◆ Exercise objective
Leave out the pictures and transcribe everything else exactly.

◆ Data
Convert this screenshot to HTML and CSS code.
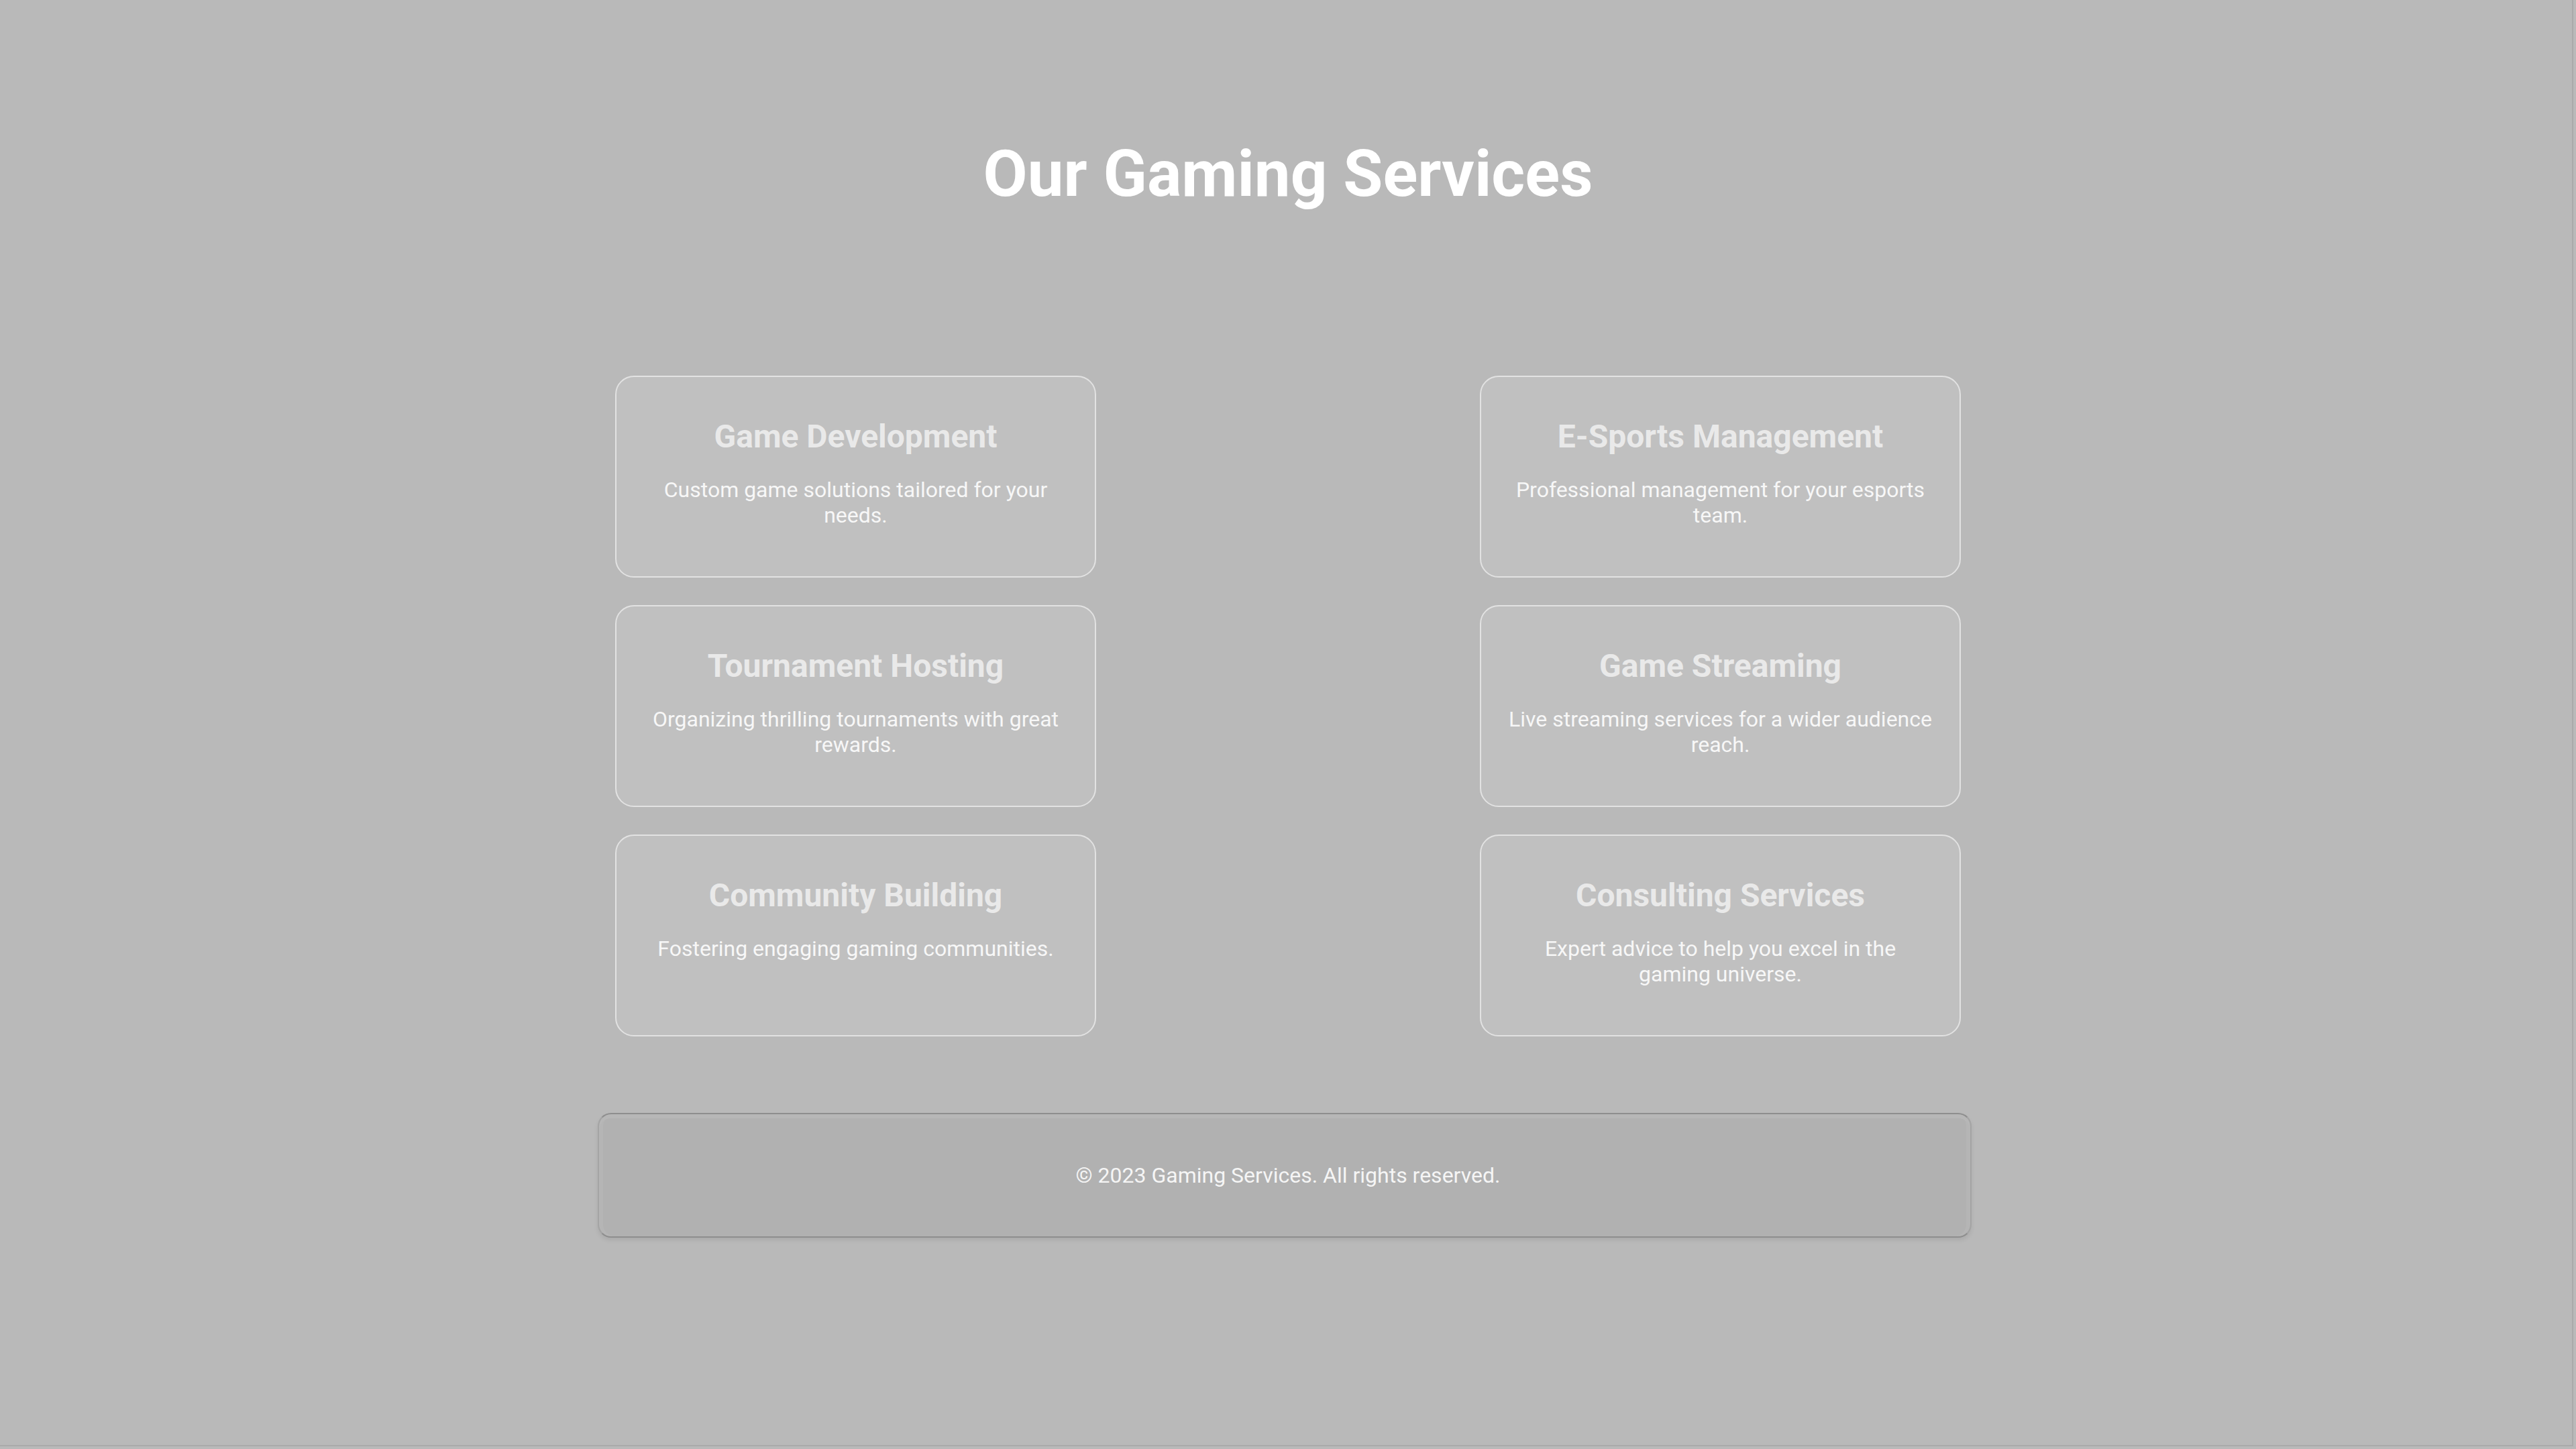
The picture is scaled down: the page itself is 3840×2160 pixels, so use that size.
FILE: index.html
```html
<!DOCTYPE html>
<html lang="en">
<head>
<meta charset="utf-8">
<title>Our Gaming Services</title>
<link rel="stylesheet" href="styles.css">
</head>
<body>
<div class="page">
  <header class="hero">
    <h1 class="hero-title">Our Gaming Services</h1>
  </header>
  <main class="container">
    <section class="services">
      <div class="card">
        <h3 class="card-title">Game Development</h3>
        <p class="card-text">Custom game solutions tailored for your needs.</p>
      </div>
      <div class="card">
        <h3 class="card-title">E-Sports Management</h3>
        <p class="card-text">Professional management for your esports team.</p>
      </div>
      <div class="card">
        <h3 class="card-title">Tournament Hosting</h3>
        <p class="card-text">Organizing thrilling tournaments with great rewards.</p>
      </div>
      <div class="card">
        <h3 class="card-title">Game Streaming</h3>
        <p class="card-text">Live streaming services for a wider audience reach.</p>
      </div>
      <div class="card">
        <h3 class="card-title">Community Building</h3>
        <p class="card-text">Fostering engaging gaming communities.</p>
      </div>
      <div class="card">
        <h3 class="card-title">Consulting Services</h3>
        <p class="card-text">Expert advice to help you excel in the gaming universe.</p>
      </div>
    </section>
    <footer class="footer">
      <p class="footer-text">© 2023 Gaming Services. All rights reserved.</p>
    </footer>
  </main>
</div>
</body>
</html>
```
FILE: styles.css
```css
html, body {
  margin: 0;
  padding: 0;
  background: #b9b9b9;
}

body {
  font-family: Roboto, "Noto Sans", "Liberation Sans", sans-serif;
  color: #ffffff;
}

.page {
  box-sizing: border-box;
  width: 3840px;
  height: 2160px;
  overflow: hidden;
  box-shadow: inset -4px -4px 0 #b9b9b9, inset -6px -6px 0 #aaaaaa;
}

.hero {
  padding-top: 203px;
  text-align: center;
}

.hero-title {
  margin: 0;
  font-size: 96px;
  font-weight: 700;
  line-height: normal;
  color: #ffffff;
}

.container {
  width: 2048px;
  margin: 245px auto 0;
}

.services {
  display: grid;
  grid-template-columns: 717px 717px;
  justify-content: space-between;
  row-gap: 41px;
  padding: 0 21px;
}

.card {
  box-sizing: border-box;
  background: #c0c0c0;
  border: 2px solid #e2e2e2;
  border-radius: 28px;
  padding: 40px;
  text-align: center;
}

.card-title {
  margin: 20px 0 0;
  font-size: 48px;
  font-weight: 700;
  line-height: normal;
  color: #e9e9e9;
}

.card-text {
  margin: 32px 0;
  font-size: 32px;
  font-weight: 400;
  line-height: normal;
  color: #f7f7f7;
}

.footer {
  margin-top: 114px;
  margin-left: -5px;
  margin-right: 5px;
  background: #b1b1b1;
  border: 2px solid #a4a4a4;
  border-top-color: #8e8e8e;
  border-bottom-color: #8e8e8e;
  border-radius: 20px;
  padding: 40px 35px 40px 45px;
  text-align: center;
  box-shadow: inset 0 6px 0 #b7b7b7, inset 6px 0 0 #b5b5b5, inset -6px 0 0 #b5b5b5, 0 4px 6px rgba(0, 0, 0, 0.08);
}

.footer-text {
  margin: 32px 0;
  font-size: 32px;
  line-height: normal;
  color: #f5f5f5;
}
```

◆ Result of this exercise
Convert this screenshot to HTML and CSS code.
The picture is scaled down: the page itself is 3840×2160 pixels, so use that size.
FILE: index.html
```html
<!DOCTYPE html>
<html lang="en">
<head>
<meta charset="utf-8">
<title>Our Gaming Services</title>
<link rel="stylesheet" href="styles.css">
</head>
<body>
<div class="page">
  <header class="hero">
    <h1 class="hero-title">Our Gaming Services</h1>
  </header>
  <main class="container">
    <section class="services">
      <div class="card">
        <h3 class="card-title">Game Development</h3>
        <p class="card-text">Custom game solutions tailored for your needs.</p>
      </div>
      <div class="card">
        <h3 class="card-title">E-Sports Management</h3>
        <p class="card-text">Professional management for your esports team.</p>
      </div>
      <div class="card">
        <h3 class="card-title">Tournament Hosting</h3>
        <p class="card-text">Organizing thrilling tournaments with great rewards.</p>
      </div>
      <div class="card">
        <h3 class="card-title">Game Streaming</h3>
        <p class="card-text">Live streaming services for a wider audience reach.</p>
      </div>
      <div class="card">
        <h3 class="card-title">Community Building</h3>
        <p class="card-text">Fostering engaging gaming communities.</p>
      </div>
      <div class="card">
        <h3 class="card-title">Consulting Services</h3>
        <p class="card-text">Expert advice to help you excel in the gaming universe.</p>
      </div>
    </section>
    <footer class="footer">
      <p class="footer-text">© 2023 Gaming Services. All rights reserved.</p>
    </footer>
  </main>
</div>
</body>
</html>
```
FILE: styles.css
```css
html, body {
  margin: 0;
  padding: 0;
  background: #b9b9b9;
}

body {
  font-family: Roboto, "Noto Sans", "Liberation Sans", sans-serif;
  color: #ffffff;
}

.page {
  box-sizing: border-box;
  width: 3840px;
  height: 2160px;
  overflow: hidden;
  box-shadow: inset -4px -4px 0 #b9b9b9, inset -6px -6px 0 #aaaaaa;
}

.hero {
  padding-top: 203px;
  text-align: center;
}

.hero-title {
  margin: 0;
  font-size: 96px;
  font-weight: 700;
  line-height: normal;
  color: #ffffff;
}

.container {
  width: 2048px;
  margin: 245px auto 0;
}

.services {
  display: grid;
  grid-template-columns: 717px 717px;
  justify-content: space-between;
  row-gap: 41px;
  padding: 0 21px;
}

.card {
  box-sizing: border-box;
  background: #c0c0c0;
  border: 2px solid #e2e2e2;
  border-radius: 28px;
  padding: 40px;
  text-align: center;
}

.card-title {
  margin: 20px 0 0;
  font-size: 48px;
  font-weight: 700;
  line-height: normal;
  color: #e9e9e9;
}

.card-text {
  margin: 32px 0;
  font-size: 32px;
  font-weight: 400;
  line-height: normal;
  color: #f7f7f7;
}

.footer {
  margin-top: 114px;
  margin-left: -5px;
  margin-right: 5px;
  background: #b1b1b1;
  border: 2px solid #a4a4a4;
  border-top-color: #8e8e8e;
  border-bottom-color: #8e8e8e;
  border-radius: 20px;
  padding: 40px 35px 40px 45px;
  text-align: center;
  box-shadow: inset 0 6px 0 #b7b7b7, inset 6px 0 0 #b5b5b5, inset -6px 0 0 #b5b5b5, 0 4px 6px rgba(0, 0, 0, 0.08);
}

.footer-text {
  margin: 32px 0;
  font-size: 32px;
  line-height: normal;
  color: #f5f5f5;
}
```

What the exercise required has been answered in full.